VII. Implementation Bindings I90-5*

• I90-51 track_worldlines(cands, Δt, policy) -> Γ, diag (data association / interpolation / gap repair)
• I90-52 braid_word_from_crossings(Γ, π_view, π_axis, Δt) -> { w, perm, crossings }
• I90-53 linking_matrix(Γ) -> { Lk_ij } (crossing & Gauss routes in parallel; returns delta_form_link)
• I90-54 self_linking_decompose(Γ, frame_policy) -> { Sl, Tw, Wr }
• I90-55 detect_topo_events(Γ, crossings, boundary, tol) -> events
• I90-56 normalize_braid_word(w, method) -> w_norm (Garside / left normal form)
• I90-57 close_and_summarize(Γ, closure_policy) -> { K, invariants } (placeholder; returns projection-based metrics)
• I90-58 assert_braid_contracts(results, rules) -> report
• I90-59 emit_braid_manifest(results, policy) -> manifest.topo.braid

Invariants: non_decreasing(t); delta_form_link ≤ tol_link; perm(w) matches the final state; event logs are complete.

VIII. Cross-References

• Defect localization and invariant sources: Chs. 3 & 4 (q_*, j_topo seed worldlines and supply integrality checks).
• Complex/persistence stability: Chs. 7–8 (robust events and window choices).
• Atlas stitching & transition coherence: Ch. 9 (harmonization of w / Lk / Sl across overlapping charts).
• Uncertainty propagation: Ch. 10 & Appendix E (crossing jitter, projection perturbations, Gauss-integral discretization).
• Runtime and publication: Ch. 14; manifest keys: Appendix C.
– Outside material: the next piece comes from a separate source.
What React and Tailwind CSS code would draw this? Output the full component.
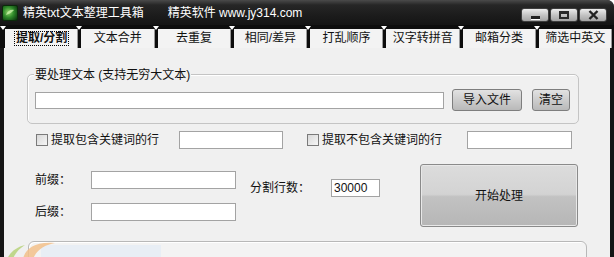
import React from "react";

const tabs = ["提取/分割", "文本合并", "去重复", "相同/差异", "打乱顺序", "汉字转拼音", "邮箱分类", "筛选中英文"];

function AppIcon() {
  return (
    <svg width="16" height="16" viewBox="0 0 16 16" className="shrink-0">
      <defs>
        <radialGradient id="ig" cx="0.4" cy="0.45" r="0.7">
          <stop offset="0" stopColor="#8fd46a" />
          <stop offset="0.5" stopColor="#2f8a2a" />
          <stop offset="1" stopColor="#0d3a10" />
        </radialGradient>
      </defs>
      <rect x="0.5" y="0.5" width="15" height="15" rx="1.5" fill="url(#ig)" stroke="#0a2a0a" />
      <path d="M4 10 C5 6 9 4 12 5 C10 7 8 9 4 10Z" fill="#c9f0a8" opacity="0.8" />
    </svg>
  );
}

function WinButton({ kind }) {
  return (
    <div className="flex h-[14px] w-[28px] items-center justify-center rounded-[3px] border border-[#3e3e3e] bg-[linear-gradient(#ececec,#c4c4c4_50%,#a4a4a4)]">
      {kind === "min" && <div className="mt-[5px] h-[3px] w-[9px] bg-[#222] shadow-[0_1px_0_#fff]" />}
      {kind === "max" && <div className="h-[8px] w-[10px] border-2 border-t-[3px] border-[#2a2a2a]" />}
      {kind === "close" && (
        <svg width="11" height="10" viewBox="0 0 11 10">
          <path d="M1.5 1 L9.5 9 M9.5 1 L1.5 9" stroke="#222" strokeWidth="2.4" />
        </svg>
      )}
    </div>
  );
}

function Tab({ label, active }) {
  return (
    <div className="relative flex h-[19px] flex-1 items-center justify-center bg-[#f3f3f3] shadow-[inset_-1px_0_0_#9a9a9a]">
      <span className="absolute left-[-5px] top-[-3px] h-0 w-0 border-x-[3px] border-t-[4px] border-x-transparent border-t-white" />
      {active ? (
        <span className="border border-dotted border-black px-[1px] leading-[13px] font-bold">{label}</span>
      ) : (
        <span className="leading-[13px]">{label}</span>
      )}
    </div>
  );
}

function CheckLabel({ text, className }) {
  return (
    <div className={"flex items-center " + className}>
      <div className="h-[12px] w-[12px] border border-[#7a7a7a] bg-[linear-gradient(135deg,#d8d8d8,#f6f6f6)]" />
      <span className="ml-[3px]">{text}</span>
    </div>
  );
}

function Field({ className, value = "" }) {
  return (
    <input
      readOnly
      value={value}
      className={"border border-[#a3a3a3] bg-white px-[2px] text-[12px] outline-none " + className}
    />
  );
}

export default function App() {
  return (
    <div className="h-[257px] w-[614px] overflow-hidden bg-white font-['Liberation_Sans','Noto_Sans_CJK_SC',sans-serif] text-[12px] text-[#111]">
      <div className="flex h-full flex-col rounded-tr-[7px] bg-[#0d0d0d]">
        {/* title bar */}
        <div className="flex h-[25px] shrink-0 items-center rounded-tr-[7px] bg-[linear-gradient(#4a4a4a,#262626_20%,#1c1c1c_60%,#141414)] pl-[2px] pr-[7px]">
          <AppIcon />
          <span className="ml-[5px] text-white">精英txt文本整理工具箱</span>
          <span className="ml-[24px] text-white">精英软件 www.jy314.com</span>
          <div className="ml-auto mt-[4px] flex gap-[1px]">
            <WinButton kind="min" />
            <WinButton kind="max" />
            <WinButton kind="close" />
          </div>
        </div>

        {/* tabs */}
        <div className="flex h-[23px] shrink-0 gap-[3px] pl-[5px] pr-[2px] pt-[4px]">
          {tabs.map((t, i) => (
            <Tab key={t} label={t} active={i === 0} />
          ))}
        </div>

        {/* body */}
        <div className="flex-1 border-l-4 border-r-4 border-[#151515] bg-[#f0f0f0]">
          {/* source text group */}
          <div className="relative ml-[23px] mt-[26px] h-[50px] w-[552px] rounded-[5px] border border-[#c4c4c4] pl-[7px] pt-[14px] shadow-[inset_1px_1px_0_#fff]">
            <span className="absolute left-[6px] top-[-7px] bg-[#f0f0f0] px-[1px] leading-[14px]">要处理文本 (支持无穷大文本)</span>
            <div className="flex items-center">
              <Field className="h-[17px] w-[409px]" />
              <button className="ml-[8px] h-[22px] w-[70px] rounded-[3px] border border-[#7e7e7e] bg-[linear-gradient(#e2e2e2,#cdcdcd_50%,#b9b9b9)] text-[12px]">导入文件</button>
              <button className="ml-[10px] h-[22px] w-[38px] rounded-[3px] border border-[#7e7e7e] bg-[linear-gradient(#e2e2e2,#cdcdcd_50%,#b9b9b9)] text-[12px]">清空</button>
            </div>
          </div>

          {/* keyword filters */}
          <div className="ml-[32px] mt-[7px] flex h-[18px] items-center">
            <CheckLabel text="提取包含关键词的行" className="w-[143px]" />
            <Field className="h-[18px] w-[104px]" />
            <CheckLabel text="提取不包含关键词的行" className="ml-[24px] w-[160px]" />
            <Field className="h-[18px] w-[105px]" />
          </div>

          {/* prefix / suffix / split */}
          <div className="mt-[15px] flex">
            <div className="ml-[31px] mt-[7px] flex flex-col gap-[14px]">
              <div className="flex h-[18px] items-center">
                <span className="w-[56px]">前缀：</span>
                <Field className="h-[18px] w-[145px]" />
              </div>
              <div className="flex h-[18px] items-center">
                <span className="w-[56px]">后缀：</span>
                <Field className="h-[18px] w-[145px]" />
              </div>
            </div>
            <div className="ml-[14px] mt-[15px] flex h-[18px] items-center">
              <span className="w-[81px]">分割行数：</span>
              <Field value="30000" className="h-[18px] w-[49px]" />
            </div>
            <button className="ml-[40px] h-[63px] w-[158px] rounded-[3px] border border-[#8a8a8a] bg-[linear-gradient(#dcdcdc,#d3d3d3_48%,#c2c2c2_52%,#b6b6b6)] text-[12px] shadow-[inset_0_0_0_1px_#e8e8e8]">开始处理</button>
          </div>

          {/* log group */}
          <div className="relative ml-[24px] mt-[14px] h-[30px] w-[559px] rounded-t-[6px] border border-[#b8b8b8] bg-[#f3f3f3] shadow-[inset_1px_1px_0_#fff]">
            <div className="ml-[12px] mt-[3px] h-[20px] w-[120px] bg-[#e8eef5]" />
            <svg width="60" height="20" viewBox="0 0 60 20" className="absolute left-[-24px] top-[-3px]">
              <path d="M2 20 C6 12 12 8 20 6 C14 10 10 14 8 20Z" fill="#b7d27a" opacity="0.85" />
              <path d="M18 20 C20 10 30 2 50 4 C40 6 32 10 28 20Z" fill="#f2c089" opacity="0.85" />
            </svg>
          </div>
        </div>
      </div>
    </div>
  );
}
IX. Quality & Risk Control

• SLOs: crossing-detection F1 ≥ 0.99; delta_form_link_p95 ≤ tol_link; braid normalization success ≥ 0.999; event miss-rate ≤ 1%.
• Fallback path: full 3D Gauss → sparse Gauss + crossing sum → crossing-only (no Gauss) → order-only (perm); inflate U and tag fallback.stage at each step.
• Audit: store keyframes, crossing slices, π_view / π_axis, local geometry near events, and nearest-distance curve segments; attach signatures and verification hashes.

Summary
This chapter turns time-ordered worldlines into computable braid/knot objects, formalized as P905 / S905 / M90-5 / C90-51x / I90-5*. With two-form coherence, event compliance, and normalized closure, invariants such as w / Lk / Sl remain auditable and reproducible in discrete spacetime, with manifest.topo.braid.* as the publication anchor.